How to Help Someone in Need
If you know or suspect that a family member, friend or work colleague is experiencing domestic violence, it can be difficult to know what to do. It can be very upsetting to find out that someone is hurting a person you care about. Your first instinct might be to want to protect your friend or family member, but intervening can actually be dangerous for both you and the victim. Of course, this does not mean you should ignore it. There are things you can do to help make the victim and any children safer. If you witness an assault, please call 911 and report the situation.
It is important to remember that:
- Domestic violence is a crime; it is unacceptable.
- Domestic violence is very common. One in three women experiences domestic violence at some point in her life and an abused woman may live with domestic violence for years before she tells anyone or seeks help.
- Domestic violence is very dangerous.
- All women have the right to live without fear of violence and abuse.
- The abuser is solely responsible for his abusive behaviour. * The woman is not to blame; the abuser chooses to abuse.
- When you see domestic violence and you do nothing about it, you are, in fact, perpetuating the problem.
- Your inaction causes abusers to confirm that their behavior is acceptable and shows victims that domestic violence is to be tolerated when it is not acceptable behavior.
- What might an abused woman be feeling and experiencing?
- An abused women is often overwhelmed by fear, which can govern her every move, a fear of further violence, the unknown, her safety and the safety of her children: do not underestimate the effects of fear.
- She often believes that she is at fault and that by changing her behavior, the abuse will stop. Research shows that this is not the case.
- She may experience a conflict of emotions.
- She may love her partner, but hate the violence.
- She may live in hope that his good side will reappear.
- She may be dependent upon her partner, emotionally and financially.

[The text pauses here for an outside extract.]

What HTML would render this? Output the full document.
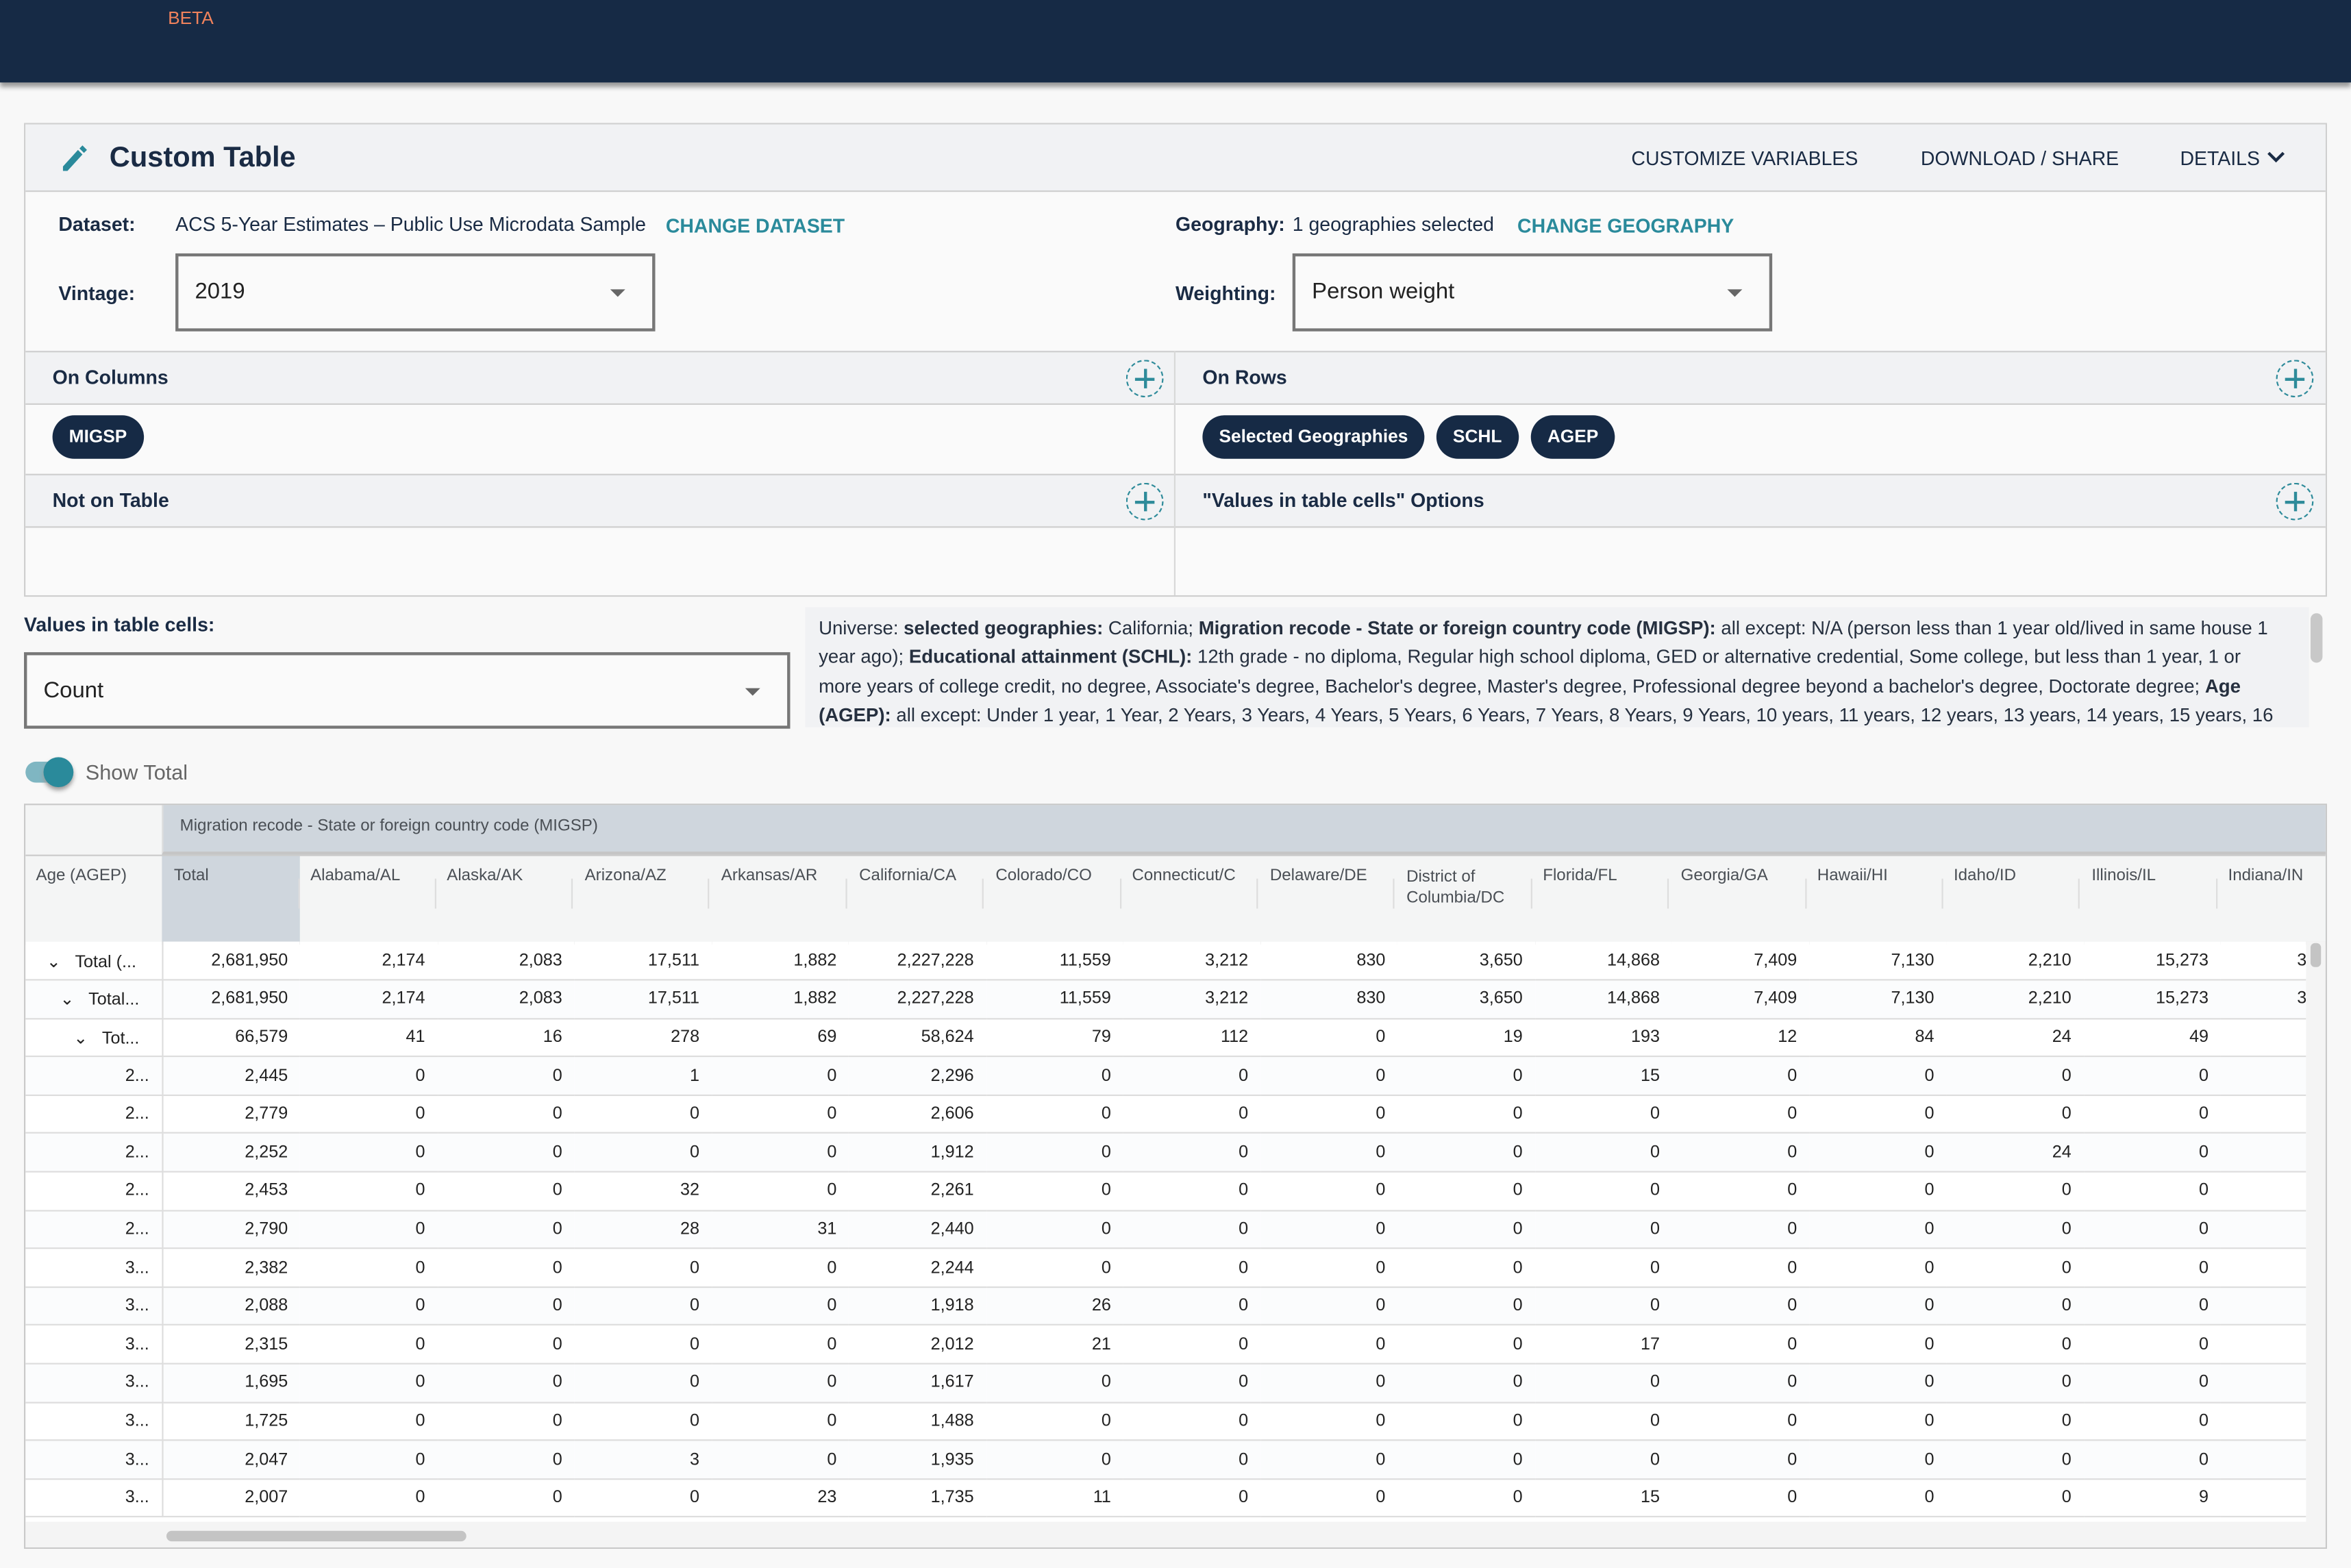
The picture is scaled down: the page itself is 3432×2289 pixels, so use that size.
<!DOCTYPE html>
<html><head><meta charset="utf-8">
<style>
html,body{margin:0;padding:0;}
body{width:3432px;height:2288px;overflow:hidden;background:#f8f8f8;font-family:"Liberation Sans",sans-serif;}
#w{position:absolute;left:0;top:0;width:1568px;height:1046px;transform:scale(2.18878);transform-origin:0 0;color:#1a2b44;}
.a{position:absolute;}
.hdr{left:0;top:0;width:1568px;height:55px;background:#162a45;box-shadow:0 3px 3px #999;}
.panel{left:16px;top:82px;width:1534px;height:314px;border:1px solid #cfcfcf;background:#fafafa;}
.bar{background:#f1f2f4;border-top:1px solid #cfcfcf;border-bottom:1px solid #cfcfcf;}
.lbl{font-size:13px;font-weight:bold;}
.chip{background:#162a45;color:#fff;font-size:12px;font-weight:bold;border-radius:15px;height:29px;line-height:29px;padding:0 11px;}
.plus{width:23px;height:23px;border:1px dashed #2e8b9a;border-radius:50%;}
.plus:before{content:"";position:absolute;left:11px;top:5px;width:1.5px;height:13px;background:#2e8b9a;}
.plus:after{content:"";position:absolute;left:5px;top:11px;width:13px;height:1.5px;background:#2e8b9a;}
.sel{border:2px solid #777;background:#fafafa;font-size:15px;color:#222;}
.sel .t{position:absolute;left:11px;top:15px;}
.sel .c{position:absolute;right:18px;top:22px;width:0;height:0;border-left:5px solid transparent;border-right:5px solid transparent;border-top:5px solid #666;}
.teal{color:#2a8a9b;font-weight:bold;font-size:13px;}
table{border-collapse:collapse;table-layout:fixed;font-size:11.5px;color:#222;}
td{height:25.6px;padding:0 8px;text-align:right;border-bottom:1px solid #ddd;white-space:nowrap;overflow:hidden;box-sizing:border-box;}
td:first-child{border-right:1px solid #ddd;}
tr:nth-child(odd) td{background:#fff;}
tr:nth-child(even) td{background:#fbfcfd;}
.hc{font-size:11px;color:#4a4f55;}
</style></head><body><div id="w">
<div class="a hdr"></div>
<div class="a" style="left:112px;top:5px;font-size:12px;color:#f0825c;">BETA</div>

<div class="a panel">
 <div class="a" style="left:0;top:0;width:1534px;height:44px;background:#f1f2f4;border-bottom:1px solid #cfcfcf;"></div>
 <svg class="a" style="left:23px;top:13px" width="20" height="20" viewBox="0 0 20 20"><path d="M2 18 L2 15 L12 4 L15 7 L5 18 Z" fill="#2a8a9b"/><path d="M13 3 L15 1 L18 4 L16 6 Z" fill="#2a8a9b"/></svg>
 <div class="a" style="left:56px;top:12px;font-size:19px;font-weight:bold;">Custom Table</div>
 <div class="a" style="left:1071px;top:15px;font-size:13px;">CUSTOMIZE VARIABLES</div>
 <div class="a" style="left:1264px;top:15px;font-size:13px;">DOWNLOAD / SHARE</div>
 <div class="a" style="left:1437px;top:15px;font-size:13px;">DETAILS</div>
 <svg class="a" style="left:1495px;top:17px" width="12" height="10"><path d="M1 2 L6 7 L11 2" stroke="#1a2b44" stroke-width="2" fill="none"/></svg>

 <div class="a lbl" style="left:22px;top:59px;">Dataset:</div>
 <div class="a" style="left:100px;top:59px;font-size:13px;">ACS 5-Year Estimates – Public Use Microdata Sample</div>
 <div class="a teal" style="left:427px;top:60px;">CHANGE DATASET</div>
 <div class="a lbl" style="left:22px;top:105px;">Vintage:</div>
 <div class="a sel" style="left:100px;top:86px;width:316px;height:48px;"><span class="t">2019</span><span class="c"></span></div>
 <div class="a lbl" style="left:767px;top:59px;">Geography:</div>
 <div class="a" style="left:845px;top:59px;font-size:13px;">1 geographies selected</div>
 <div class="a teal" style="left:995px;top:60px;">CHANGE GEOGRAPHY</div>
 <div class="a lbl" style="left:767px;top:105px;">Weighting:</div>
 <div class="a sel" style="left:845px;top:86px;width:316px;height:48px;"><span class="t">Person weight</span><span class="c"></span></div>

 <div class="a bar" style="left:0;top:151px;width:1534px;height:34px;"></div>
 <div class="a bar" style="left:0;top:233px;width:1534px;height:34px;"></div>
 <div class="a" style="left:766px;top:151px;width:1px;height:163px;background:#d8d8d8;"></div>
 <div class="a lbl" style="left:18px;top:161px;">On Columns</div>
 <div class="a lbl" style="left:785px;top:161px;">On Rows</div>
 <div class="a lbl" style="left:18px;top:243px;">Not on Table</div>
 <div class="a lbl" style="left:785px;top:243px;">"Values in table cells" Options</div>
 <div class="a plus" style="left:734px;top:157px;"></div>
 <div class="a plus" style="left:1501px;top:157px;"></div>
 <div class="a plus" style="left:734px;top:239px;"></div>
 <div class="a plus" style="left:1501px;top:239px;"></div>
 <div class="a chip" style="left:18px;top:194px;">MIGSP</div>
 <div class="a chip" style="left:785px;top:194px;">Selected Geographies</div>
 <div class="a chip" style="left:941px;top:194px;">SCHL</div>
 <div class="a chip" style="left:1004px;top:194px;">AGEP</div>
</div>

<div class="a lbl" style="left:16px;top:409px;">Values in table cells:</div>
<div class="a sel" style="left:16px;top:435px;width:507px;height:47px;"><span class="t">Count</span><span class="c"></span></div>

<div class="a" style="left:537px;top:405px;width:1003px;height:80px;background:#f1f2f4;overflow:hidden;font-size:12.6px;line-height:19.3px;color:#26303f;">
<div style="padding:5px 20px 0 9px;">Universe: <b>selected geographies:</b> California; <b>Migration recode - State or foreign country code (MIGSP):</b> all except: N/A (person less than 1 year old/lived in same house 1 year ago); <b>Educational attainment (SCHL):</b> 12th grade - no diploma, Regular high school diploma, GED or alternative credential, Some college, but less than 1 year, 1 or more years of college credit, no degree, Associate's degree, Bachelor's degree, Master's degree, Professional degree beyond a bachelor's degree, Doctorate degree; <b>Age (AGEP):</b> all except: Under 1 year, 1 Year, 2 Years, 3 Years, 4 Years, 5 Years, 6 Years, 7 Years, 8 Years, 9 Years, 10 years, 11 years, 12 years, 13 years, 14 years, 15 years, 16 years</div></div>
<div class="a" style="left:1541px;top:409px;width:8px;height:33px;background:#c8c8c8;border-radius:4px;"></div>

<div class="a" style="left:17px;top:508px;width:28px;height:14px;background:#7fb6c2;border-radius:7px;"></div>
<div class="a" style="left:29px;top:505px;width:20px;height:20px;background:#2a8a9b;border-radius:50%;box-shadow:0 2px 3px #999;"></div>
<div class="a" style="left:57px;top:507px;font-size:14px;color:#666;">Show Total</div>

<div class="a" style="left:16px;top:536px;width:1534px;height:495px;border:1px solid #c9c9c9;background:#fff;overflow:hidden;">
 <div class="a" style="left:0;top:0;width:1534px;height:91px;background:#f4f5f5;border-bottom:2px solid #ccc;"></div>
 <div class="a" style="left:91px;top:0;width:1443px;height:31px;background:#cfd6dd;border-bottom:2px solid #c5c5c5;border-left:1px solid #ddd;"></div>
 <div class="a hc" style="left:103px;top:8px;">Migration recode - State or foreign country code (MIGSP)</div>
 <div class="a" style="left:91px;top:33px;width:92px;height:58px;background:#cfd6dd;"></div>
 <div class="a" style="left:0;top:33px;width:1534px;height:1px;background:#ccc;"></div>
 <div class="a hc" style="left:7px;top:41px;">Age (AGEP)</div>
 <div class="a hc" style="left:99px;top:41px;">Total</div>
 <div class="a hc" style="left:190px;top:41px;">Alabama/AL</div>
 <div class="a hc" style="left:281px;top:41px;">Alaska/AK</div>
 <div class="a hc" style="left:373px;top:41px;">Arizona/AZ</div>
 <div class="a hc" style="left:464px;top:41px;">Arkansas/AR</div>
 <div class="a hc" style="left:556px;top:41px;">California/CA</div>
 <div class="a hc" style="left:647px;top:41px;">Colorado/CO</div>
 <div class="a hc" style="left:738px;top:41px;">Connecticut/C</div>
 <div class="a hc" style="left:830px;top:41px;">Delaware/DE</div>
 <div class="a hc" style="left:921px;top:41px;line-height:14px;">District of<br>Columbia/DC</div>
 <div class="a hc" style="left:1012px;top:41px;">Florida/FL</div>
 <div class="a hc" style="left:1104px;top:41px;">Georgia/GA</div>
 <div class="a hc" style="left:1195px;top:41px;">Hawaii/HI</div>
 <div class="a hc" style="left:1286px;top:41px;">Idaho/ID</div>
 <div class="a hc" style="left:1378px;top:41px;">Illinois/IL</div>
 <div class="a hc" style="left:1469px;top:41px;">Indiana/IN</div>
 <div class="a" style="left:182px;top:49px;width:1px;height:20px;background:#ddd;box-shadow:91px 0 #ddd,182px 0 #ddd,273px 0 #ddd,365px 0 #ddd,456px 0 #ddd,548px 0 #ddd,639px 0 #ddd,730px 0 #ddd,822px 0 #ddd,913px 0 #ddd,1005px 0 #ddd,1096px 0 #ddd,1187px 0 #ddd,1279px 0 #ddd;"></div>

 <div class="a" style="left:0;top:91px;width:1521px;height:386px;overflow:hidden;">
 <table style="width:1554px;">
 <colgroup><col style="width:91px"><col style="width:92px"><col span="14" style="width:91.5px"><col style="width:90px"></colgroup>
 <tr><td style="text-align:left;padding-left:14px">⌄&nbsp;&nbsp; Total (...</td><td>2,681,950</td><td>2,174</td><td>2,083</td><td>17,511</td><td>1,882</td><td>2,227,228</td><td>11,559</td><td>3,212</td><td>830</td><td>3,650</td><td>14,868</td><td>7,409</td><td>7,130</td><td>2,210</td><td>15,273</td><td style="text-align:left;padding-left:51px">3</td></tr>
 <tr><td style="text-align:left;padding-left:23px">⌄&nbsp;&nbsp; Total...</td><td>2,681,950</td><td>2,174</td><td>2,083</td><td>17,511</td><td>1,882</td><td>2,227,228</td><td>11,559</td><td>3,212</td><td>830</td><td>3,650</td><td>14,868</td><td>7,409</td><td>7,130</td><td>2,210</td><td>15,273</td><td style="text-align:left;padding-left:51px">3</td></tr>
 <tr><td style="text-align:left;padding-left:32px">⌄&nbsp;&nbsp; Tot...</td><td>66,579</td><td>41</td><td>16</td><td>278</td><td>69</td><td>58,624</td><td>79</td><td>112</td><td>0</td><td>19</td><td>193</td><td>12</td><td>84</td><td>24</td><td>49</td><td></td></tr>
 <tr><td>2...</td><td>2,445</td><td>0</td><td>0</td><td>1</td><td>0</td><td>2,296</td><td>0</td><td>0</td><td>0</td><td>0</td><td>15</td><td>0</td><td>0</td><td>0</td><td>0</td><td></td></tr>
 <tr><td>2...</td><td>2,779</td><td>0</td><td>0</td><td>0</td><td>0</td><td>2,606</td><td>0</td><td>0</td><td>0</td><td>0</td><td>0</td><td>0</td><td>0</td><td>0</td><td>0</td><td></td></tr>
 <tr><td>2...</td><td>2,252</td><td>0</td><td>0</td><td>0</td><td>0</td><td>1,912</td><td>0</td><td>0</td><td>0</td><td>0</td><td>0</td><td>0</td><td>0</td><td>24</td><td>0</td><td></td></tr>
 <tr><td>2...</td><td>2,453</td><td>0</td><td>0</td><td>32</td><td>0</td><td>2,261</td><td>0</td><td>0</td><td>0</td><td>0</td><td>0</td><td>0</td><td>0</td><td>0</td><td>0</td><td></td></tr>
 <tr><td>2...</td><td>2,790</td><td>0</td><td>0</td><td>28</td><td>31</td><td>2,440</td><td>0</td><td>0</td><td>0</td><td>0</td><td>0</td><td>0</td><td>0</td><td>0</td><td>0</td><td></td></tr>
 <tr><td>3...</td><td>2,382</td><td>0</td><td>0</td><td>0</td><td>0</td><td>2,244</td><td>0</td><td>0</td><td>0</td><td>0</td><td>0</td><td>0</td><td>0</td><td>0</td><td>0</td><td></td></tr>
 <tr><td>3...</td><td>2,088</td><td>0</td><td>0</td><td>0</td><td>0</td><td>1,918</td><td>26</td><td>0</td><td>0</td><td>0</td><td>0</td><td>0</td><td>0</td><td>0</td><td>0</td><td></td></tr>
 <tr><td>3...</td><td>2,315</td><td>0</td><td>0</td><td>0</td><td>0</td><td>2,012</td><td>21</td><td>0</td><td>0</td><td>0</td><td>17</td><td>0</td><td>0</td><td>0</td><td>0</td><td></td></tr>
 <tr><td>3...</td><td>1,695</td><td>0</td><td>0</td><td>0</td><td>0</td><td>1,617</td><td>0</td><td>0</td><td>0</td><td>0</td><td>0</td><td>0</td><td>0</td><td>0</td><td>0</td><td></td></tr>
 <tr><td>3...</td><td>1,725</td><td>0</td><td>0</td><td>0</td><td>0</td><td>1,488</td><td>0</td><td>0</td><td>0</td><td>0</td><td>0</td><td>0</td><td>0</td><td>0</td><td>0</td><td></td></tr>
 <tr><td>3...</td><td>2,047</td><td>0</td><td>0</td><td>3</td><td>0</td><td>1,935</td><td>0</td><td>0</td><td>0</td><td>0</td><td>0</td><td>0</td><td>0</td><td>0</td><td>0</td><td></td></tr>
 <tr><td>3...</td><td>2,007</td><td>0</td><td>0</td><td>0</td><td>23</td><td>1,735</td><td>11</td><td>0</td><td>0</td><td>0</td><td>15</td><td>0</td><td>0</td><td>0</td><td>9</td><td></td></tr>
 </table></div>
 <div class="a" style="left:1521px;top:91px;width:13px;height:404px;background:#f4f4f4;"></div>
 <div class="a" style="left:1524px;top:92px;width:7px;height:16px;background:#c4c4c4;border-radius:3px;"></div>
 <div class="a" style="left:0;top:478px;width:1521px;height:17px;background:#f4f4f4;"></div>
 <div class="a" style="left:94px;top:484px;width:200px;height:7px;background:#c4c4c4;border-radius:4px;"></div>
</div>
</div></body></html>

- She may experience feelings of shame, guilt and embarrassment.
- She may feel resigned and hopeless and find it hard to make decisions about her future.
So what can you do to support her?
- Talk to her and help her to open up. You may have to try several times before she will confide in you. Try to be direct and start by saying something like, “I’m worried about you because …..” or “I’m concerned about your safety…”
- Do not judge her. Listen to and believe what she tells you – too often people do not believe a woman when she first discloses abuse.
- Reassure her that the abuse is not her fault and that you are there for her. Don’t tell her to leave or criticise her for staying. Although you may want her to leave, she has to make that decision in her own time. It is important to remember that research shows an abused woman is at most risk at the point of separation and immediately after leaving an abusive partner.
- Leaving takes a great deal of strength and courage. An abused woman often faces huge obstacles such as nowhere to go, no money and no one to turn to for support.
- Focus on supporting her and building her self confidence.
- Acknowledge her strengths and frequently remind her that she is coping well with a challenging and stressful situation.
- An abused woman is often very isolated and has no meaningful support–help her to develop or to keep up her outside contacts. This can help to boost her self esteem.
- If she has not spoken to anyone else, encourage her to seek the help of a local domestic violence agency that understands what she is going through and offers specialist support and advice.
- Be patient. It can take time for a woman to recognise she is being abused and even longer to take be able to take safe and permanent decisions about what to do. Recognizing the problem is an important first step.
Helping a woman and her children to keep safe
- A woman’s safety and the safety of her children is paramount.
- Talk to her about how she and her children can keep safe.
- Help her to stay safe: Agree a code word or action that is only known to you both so she can signal when she is in danger and cannot access help herself.
- Don’t make plans for her yourself, but encourage her to think about her safety more closely and focus on her own needs rather than his.
- Find out information about local services for her; offer to keep spare sets of keys or important documents, such as passports, benefit books, in a safe place for her so that she can access them quickly in an emergency.
- Encourage her to think of ways in which she can increase the safety of her children.
- Remember that it isn’t children’s responsibility to protect their mother. In an emergency they could call for help from the police, go to a neighbour, or a relative or someone they trust.